In our daily operations, this model serves to augment and assist our

intelligence experts. Presenting objective similarities, it can

challenge biases and introduce new lines of investigation not

previously considered. When dealing with thousands of clusters and new

ones added every day from analysts around the globe, even the most

seasoned and aware intel analyst could be excused for missing a

potential lead. However, our model is able to present probable merges

and similarities to analysts on demand, and thus can assist them in discovery.

Upon deploying this to our systems in December 2018, we immediately

found benefits. One example is outlined in this blog

post about potentially destructive attacks. Since then we have

been able to inform, discover, or justify dozens of other merges.

#### Future Work

Like all models, this one has its weaknesses and we are already

working on improvements. There is label noise in the way we manually

enter information from investigations. There is sometimes ‘extraneous’

data about attackers that is not (yet) represented in our documents.

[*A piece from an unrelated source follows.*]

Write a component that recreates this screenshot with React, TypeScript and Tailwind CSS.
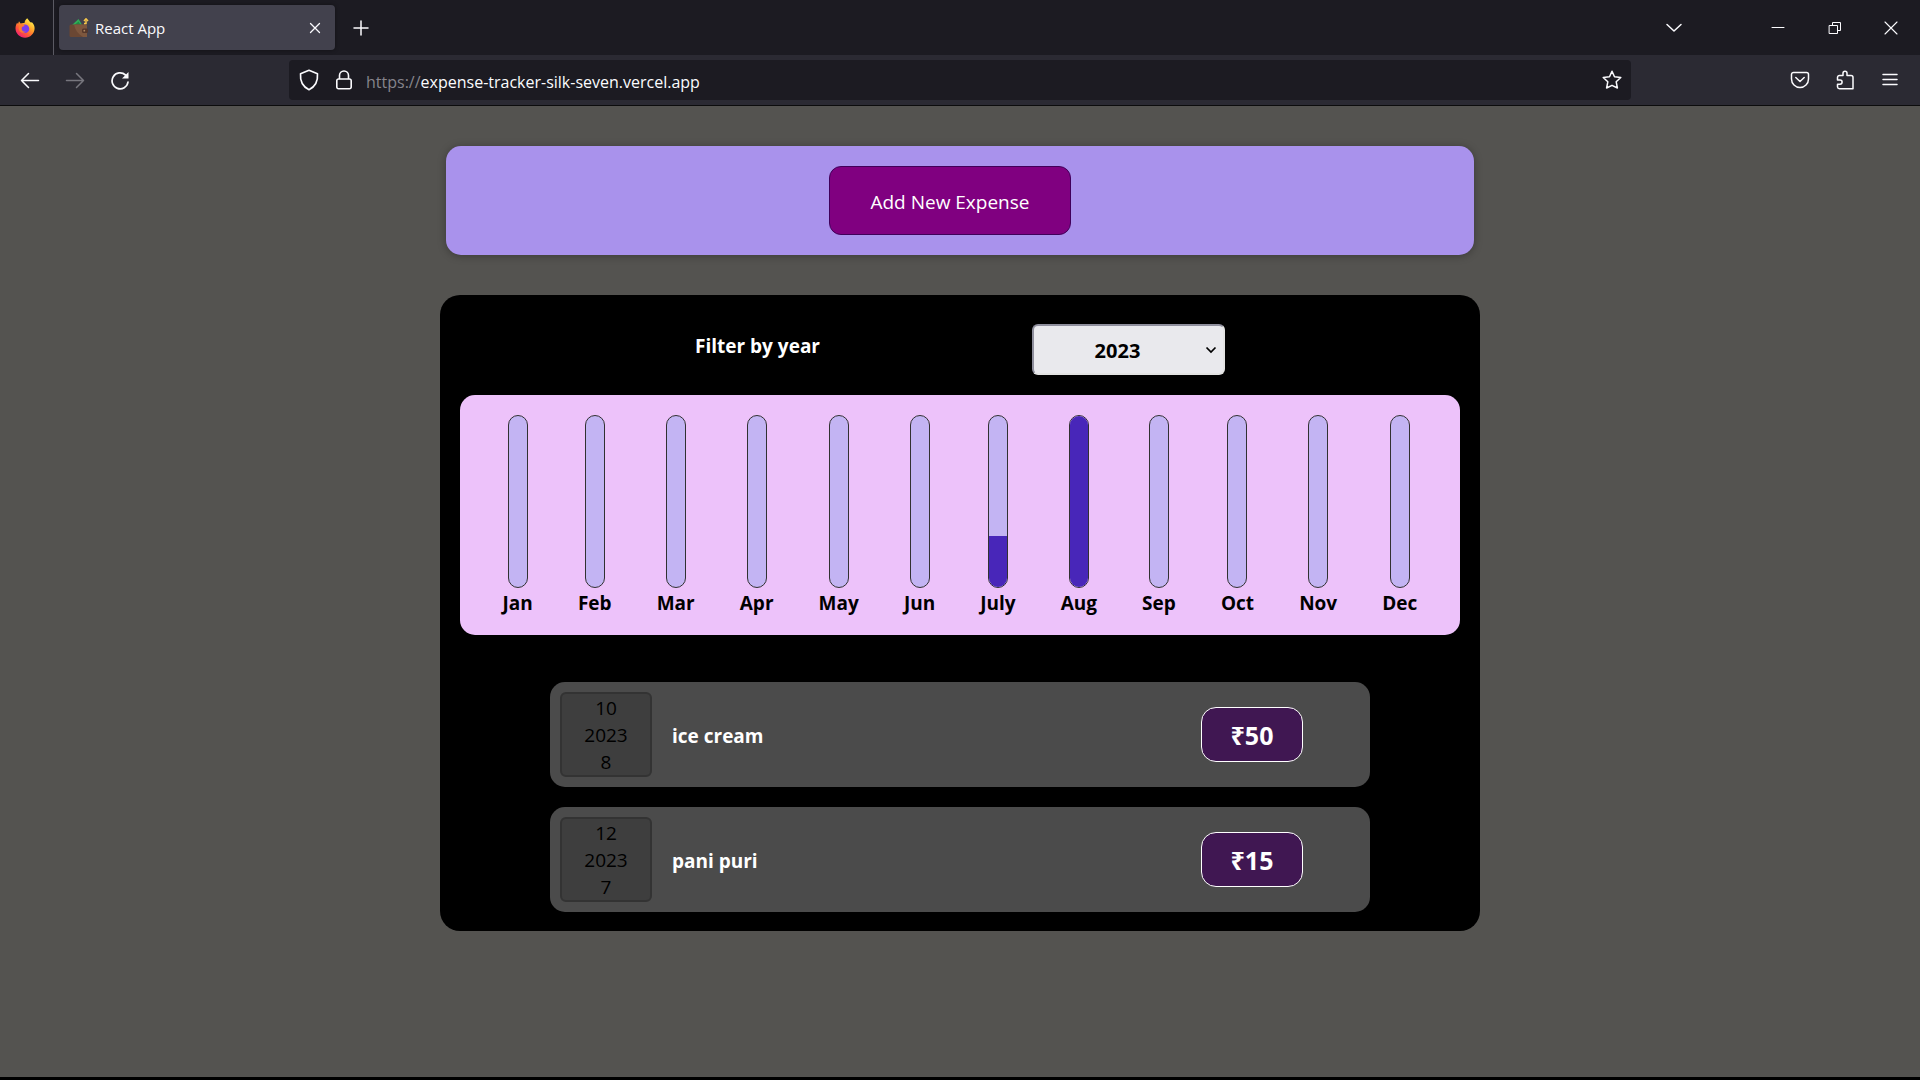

Most of all, we have not yet fully incorporated the ‘time of activity’

and instead rely on ‘time of recording’. This introduces a lag in our

representation, which makes time-based analysis difficult. What an

attacker has done *lately* should likely mean more than what they

did five years ago.

Taking this objective approach and building the model has not only

improved our intel operations, but also highlighted data requirements

for future modeling efforts. As we have seen in other domains,

building a machine learning model on top of forensic data can quickly

highlight potential improvements to data modeling, storage, and

access. Further information on this model can also be viewed in this

video,

from a presentation at the 2018 CAMLIS conference.

We have thus far enjoyed taking this approach to augmenting our

intelligence model and are excited about the potential paths forward.

Most of all, we look forward to the modeling efforts that help us

profile, attribute, and stop attackers.